## begin

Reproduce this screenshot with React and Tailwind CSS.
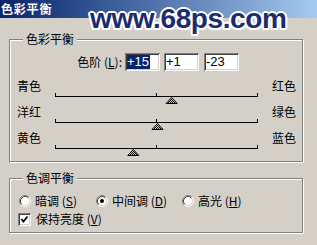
import React from 'react';

const cjk = "font-['Noto_Sans_CJK_SC','Noto_Sans',sans-serif]";

const sunken =
  'shadow-[inset_1px_1px_0_#808080,inset_-1px_-1px_0_#ffffff,inset_2px_2px_0_#404040,inset_-2px_-2px_0_#d4d0c8]';

function Group({ title, className, children }) {
  return (
    <div
      className={`relative w-[294px] border border-[#808080] shadow-[inset_1px_1px_0_#ffffff,1px_1px_0_#ffffff] ${className}`}
    >
      <span className="absolute left-[13px] top-[-8px] bg-[#d4d0c8] px-[3px] text-[12px] leading-[14px]">
        {title}
      </span>
      {children}
    </div>
  );
}

function Field({ value, selected, className = '' }) {
  return (
    <div
      className={`flex h-[18px] w-[35px] items-center bg-white pl-[2px] font-['Liberation_Sans',sans-serif] text-[13px] leading-[14px] ${sunken} ${className}`}
    >
      {selected ? <span className="bg-[#0a246a] pr-[1px] text-white">{value}</span> : <span>{value}</span>}
    </div>
  );
}

function Slider({ left, right, value, id }) {
  const cx = ((value + 100) / 200) * 202 + 0.5;
  return (
    <div className="flex flex-col">
      <div className="flex h-[14px] justify-between pl-[7px] pr-[6px] text-[12px] leading-[14px]">
        <span>{left}</span>
        <span>{right}</span>
      </div>
      <svg width="204" height="12" className="ml-[45px] block">
        <defs>
          <pattern id={`dots${id}`} width="2" height="2" patternUnits="userSpaceOnUse">
            <rect width="2" height="2" fill="#d4d0c8" />
            <rect width="1" height="1" fill="#000" />
            <rect x="1" y="1" width="1" height="1" fill="#000" />
          </pattern>
        </defs>
        <rect x="0" y="3" width="203" height="1" fill="#000" />
        <rect x="0" y="-1" width="1" height="4" fill="#000" />
        <rect x="101" y="-1" width="1" height="4" fill="#000" />
        <rect x="202" y="-1" width="1" height="4" fill="#000" />
        <polygon
          points={`${cx},4.5 ${cx + 5.5},10.5 ${cx - 5.5},10.5`}
          fill={`url(#dots${id})`}
          stroke="#000"
          strokeWidth="1"
        />
      </svg>
    </div>
  );
}

function Radio({ checked }) {
  return (
    <svg width="12" height="12" className="block shrink-0">
      <circle cx="6" cy="6" r="5" fill="#fff" />
      <path d="M2.11 9.89 A5.5 5.5 0 0 1 9.89 2.11" fill="none" stroke="#808080" />
      <path d="M9.89 2.11 A5.5 5.5 0 0 1 2.11 9.89" fill="none" stroke="#ffffff" />
      <path d="M2.82 9.18 A4.5 4.5 0 0 1 9.18 2.82" fill="none" stroke="#404040" />
      <path d="M9.18 2.82 A4.5 4.5 0 0 1 2.82 9.18" fill="none" stroke="#d4d0c8" />
      {checked && <circle cx="6" cy="6" r="2" fill="#000" />}
    </svg>
  );
}

function Option({ label, keyChar, checked, className }) {
  return (
    <div className={`flex items-center gap-[4px] ${className}`}>
      <Radio checked={checked} />
      <span>
        {label} (<u>{keyChar}</u>)
      </span>
    </div>
  );
}

export default function App() {
  return (
    <div className={`h-[245px] w-[317px] overflow-hidden bg-[#d4d0c8] text-black ${cjk}`}>
      <div className="relative">
        <div className="flex h-[18px] items-center bg-gradient-to-r from-[#0a246a] to-[#a6caf0] pl-[1px] text-[12px] font-bold tracking-[0.8px] text-white">
          色彩平衡
        </div>
        <div className="absolute left-[90px] top-[5px] font-['Liberation_Sans',sans-serif] text-[28px] font-bold leading-[28px] tracking-[-0.4px] text-[#1e2b6c] [text-shadow:2px_0_#fff,-2px_0_#fff,0_2px_#fff,0_-2px_#fff,1.5px_1.5px_#fff,-1.5px_-1.5px_#fff,1.5px_-1.5px_#fff,-1.5px_1.5px_#fff]">
          www.68ps.com
        </div>
      </div>

      <div className="pl-[9px] pt-[21px]">
        <Group title="色彩平衡" className="pb-[4px] pt-[13px]">
          <div className="flex h-[18px] items-center">
            <span className="w-[112px] text-right text-[12px] leading-[14px]">
              色阶 (<u>L</u>):
            </span>
            <Field value="+15" selected className="ml-[3px]" />
            <Field value="+1" className="ml-[4px]" />
            <Field value="-23" className="ml-[5px]" />
          </div>
          <div className="mt-[8px] flex flex-col">
            <Slider id="1" left="青色" right="红色" value={15} />
            <Slider id="2" left="洋红" right="绿色" value={1} />
            <Slider id="3" left="黄色" right="蓝色" value={-23} />
          </div>
        </Group>

        <Group title="色调平衡" className="mt-[16px] pb-[6px] pt-[15px]">
          <div className="flex h-[14px] items-center pl-[9px] text-[12px] leading-[14px]">
            <Option label="暗调" keyChar="S" className="w-[77px]" />
            <Option label="中间调" keyChar="D" checked className="w-[86px]" />
            <Option label="高光" keyChar="H" />
          </div>
          <div className="mt-[4px] flex h-[14px] items-center gap-[5px] pl-[8px] text-[12px] leading-[14px]">
            <div className={`relative h-[13px] w-[13px] bg-white ${sunken}`}>
              <svg width="13" height="13" className="block">
                <polyline points="3.5,6 5.5,8.5 9.5,3.5" fill="none" stroke="#000" strokeWidth="1.8" />
              </svg>
            </div>
            <span>
              保持亮度 (<u>V</u>)
            </span>
          </div>
        </Group>
      </div>
    </div>
  );
}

## end

## WHAT THE EXERCISE ASKS
Each line above is to be copied verbatim. Drop any image from the copy.

## FULL RESPONSE
Reproduce this screenshot with React and Tailwind CSS.
import React from 'react';

const cjk = "font-['Noto_Sans_CJK_SC','Noto_Sans',sans-serif]";

const sunken =
  'shadow-[inset_1px_1px_0_#808080,inset_-1px_-1px_0_#ffffff,inset_2px_2px_0_#404040,inset_-2px_-2px_0_#d4d0c8]';

function Group({ title, className, children }) {
  return (
    <div
      className={`relative w-[294px] border border-[#808080] shadow-[inset_1px_1px_0_#ffffff,1px_1px_0_#ffffff] ${className}`}
    >
      <span className="absolute left-[13px] top-[-8px] bg-[#d4d0c8] px-[3px] text-[12px] leading-[14px]">
        {title}
      </span>
      {children}
    </div>
  );
}

function Field({ value, selected, className = '' }) {
  return (
    <div
      className={`flex h-[18px] w-[35px] items-center bg-white pl-[2px] font-['Liberation_Sans',sans-serif] text-[13px] leading-[14px] ${sunken} ${className}`}
    >
      {selected ? <span className="bg-[#0a246a] pr-[1px] text-white">{value}</span> : <span>{value}</span>}
    </div>
  );
}

function Slider({ left, right, value, id }) {
  const cx = ((value + 100) / 200) * 202 + 0.5;
  return (
    <div className="flex flex-col">
      <div className="flex h-[14px] justify-between pl-[7px] pr-[6px] text-[12px] leading-[14px]">
        <span>{left}</span>
        <span>{right}</span>
      </div>
      <svg width="204" height="12" className="ml-[45px] block">
        <defs>
          <pattern id={`dots${id}`} width="2" height="2" patternUnits="userSpaceOnUse">
            <rect width="2" height="2" fill="#d4d0c8" />
            <rect width="1" height="1" fill="#000" />
            <rect x="1" y="1" width="1" height="1" fill="#000" />
          </pattern>
        </defs>
        <rect x="0" y="3" width="203" height="1" fill="#000" />
        <rect x="0" y="-1" width="1" height="4" fill="#000" />
        <rect x="101" y="-1" width="1" height="4" fill="#000" />
        <rect x="202" y="-1" width="1" height="4" fill="#000" />
        <polygon
          points={`${cx},4.5 ${cx + 5.5},10.5 ${cx - 5.5},10.5`}
          fill={`url(#dots${id})`}
          stroke="#000"
          strokeWidth="1"
        />
      </svg>
    </div>
  );
}

function Radio({ checked }) {
  return (
    <svg width="12" height="12" className="block shrink-0">
      <circle cx="6" cy="6" r="5" fill="#fff" />
      <path d="M2.11 9.89 A5.5 5.5 0 0 1 9.89 2.11" fill="none" stroke="#808080" />
      <path d="M9.89 2.11 A5.5 5.5 0 0 1 2.11 9.89" fill="none" stroke="#ffffff" />
      <path d="M2.82 9.18 A4.5 4.5 0 0 1 9.18 2.82" fill="none" stroke="#404040" />
      <path d="M9.18 2.82 A4.5 4.5 0 0 1 2.82 9.18" fill="none" stroke="#d4d0c8" />
      {checked && <circle cx="6" cy="6" r="2" fill="#000" />}
    </svg>
  );
}

function Option({ label, keyChar, checked, className }) {
  return (
    <div className={`flex items-center gap-[4px] ${className}`}>
      <Radio checked={checked} />
      <span>
        {label} (<u>{keyChar}</u>)
      </span>
    </div>
  );
}

export default function App() {
  return (
    <div className={`h-[245px] w-[317px] overflow-hidden bg-[#d4d0c8] text-black ${cjk}`}>
      <div className="relative">
        <div className="flex h-[18px] items-center bg-gradient-to-r from-[#0a246a] to-[#a6caf0] pl-[1px] text-[12px] font-bold tracking-[0.8px] text-white">
          色彩平衡
        </div>
        <div className="absolute left-[90px] top-[5px] font-['Liberation_Sans',sans-serif] text-[28px] font-bold leading-[28px] tracking-[-0.4px] text-[#1e2b6c] [text-shadow:2px_0_#fff,-2px_0_#fff,0_2px_#fff,0_-2px_#fff,1.5px_1.5px_#fff,-1.5px_-1.5px_#fff,1.5px_-1.5px_#fff,-1.5px_1.5px_#fff]">
          www.68ps.com
        </div>
      </div>

      <div className="pl-[9px] pt-[21px]">
        <Group title="色彩平衡" className="pb-[4px] pt-[13px]">
          <div className="flex h-[18px] items-center">
            <span className="w-[112px] text-right text-[12px] leading-[14px]">
              色阶 (<u>L</u>):
            </span>
            <Field value="+15" selected className="ml-[3px]" />
            <Field value="+1" className="ml-[4px]" />
            <Field value="-23" className="ml-[5px]" />
          </div>
          <div className="mt-[8px] flex flex-col">
            <Slider id="1" left="青色" right="红色" value={15} />
            <Slider id="2" left="洋红" right="绿色" value={1} />
            <Slider id="3" left="黄色" right="蓝色" value={-23} />
          </div>
        </Group>

        <Group title="色调平衡" className="mt-[16px] pb-[6px] pt-[15px]">
          <div className="flex h-[14px] items-center pl-[9px] text-[12px] leading-[14px]">
            <Option label="暗调" keyChar="S" className="w-[77px]" />
            <Option label="中间调" keyChar="D" checked className="w-[86px]" />
            <Option label="高光" keyChar="H" />
          </div>
          <div className="mt-[4px] flex h-[14px] items-center gap-[5px] pl-[8px] text-[12px] leading-[14px]">
            <div className={`relative h-[13px] w-[13px] bg-white ${sunken}`}>
              <svg width="13" height="13" className="block">
                <polyline points="3.5,6 5.5,8.5 9.5,3.5" fill="none" stroke="#000" strokeWidth="1.8" />
              </svg>
            </div>
            <span>
              保持亮度 (<u>V</u>)
            </span>
          </div>
        </Group>
      </div>
    </div>
  );
}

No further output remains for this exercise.